Para a maioria da população portuguesa a ideia de nunca ter visto o mar é tão estranha como não haver televisão em directo. Sendo da Madeira, onde o mar era o meu Norte, a ideia é ainda mais estranha.
Quando uma amiga de uma organização não governamental vizinha, a Children Of The Forest, me convidou para levar 38 crianças e adolescentes refugiados a ver o mar pela primeira vez, aceitei sem hesitações. Naturalmente, aceitei antes de saber que seriam precisos dois dias de viagem até chegarmos à ilha de Ko Lanta. Aceitei igualmente sem saber que significaria dormir uma média de quatro horas diárias (num dia bom).
Após doze dias extremamente cansativos afirmei, sem medos, que se para o ano voltarem a precisar de pessoas, podem contar comigo.
Das 38 crianças e adolescentes metade são órfãos. Órfãos refugiados. O que significa que têm apenas a ONG no mundo e nada mais. Nem sequer papéis que provem a sua existência. Dos restantes, parte tem um ou outro familiar que, por razões financeiras ou de saúde, não pode tomar conta deles, alguns escaparam situações muito violentas e, a minoria, tem um núcleo familiar completo mas extremamente pobre, sendo o almoço na escola a única refeição do dia. Mais de metade a partir dos nove anos já trabalha – legal ou ilegalmente – para ajudar a família. A ONG oferece escola gratuita a todos os que quiserem estudar e o entusiasmo e vontade de aprender da maioria dos jovens (alguns andam 10 ou 15 km de manhã para chegarem à escola e trabalham à noite) fez com que tentassem todos os anos levar alguns de ferias até à ilha de Ko Lanta. Para estes jovens estas serão as únicas ferias que terão na vida.
A maior parte do orçamento é para comida. Não sei explicar como foi ver crianças a receberem três refeições por dia pela primeira vez. E, no entanto, não foram férias tristes ou emotivas no mau sentido, foram umas das melhores semanas que já tive. Nada como uma criança a rir para nos fazer apreciar as pequenas coisas. Mesmo dar um mergulho no mar pareceu-me uma actividade mais divertida do que era desde que tinha sete ou oito anos.
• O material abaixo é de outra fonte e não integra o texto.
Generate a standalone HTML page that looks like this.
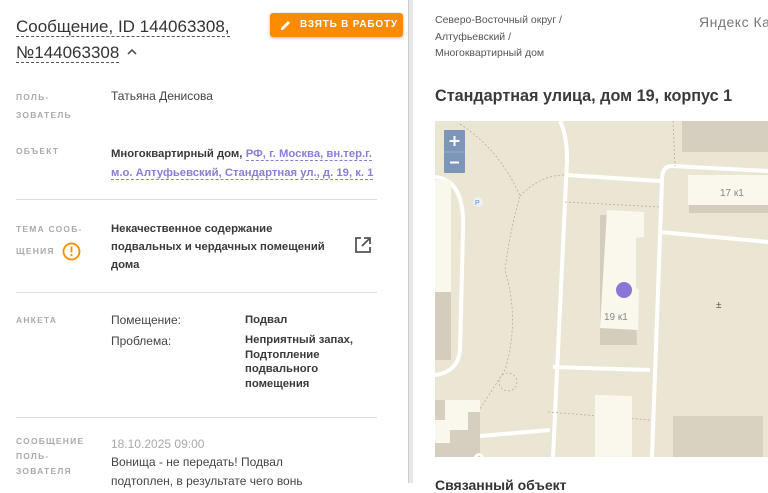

As actividades foram oferecidas pelos comerciantes de Ko Lanta ou fornecidas com enormes descontos, de forma a permitir aos miúdos experimentarem imensas coisas pela primeira vez, desde boxe tailandês, cozinha tailandesa ou mini-golfe. A maioria dos adultos já conhecia as actividades mas o entusiasmo era contagiante. Dei por mim a estar eufórica com a simples ideia de ir comer hambúrgueres, de ter gelado para sobremesa e de poder ver bonecos depois do jantar…
Os petizes fartaram-se de nos agradecer mas foi graças a eles que oito adultos voltaram a ser crianças.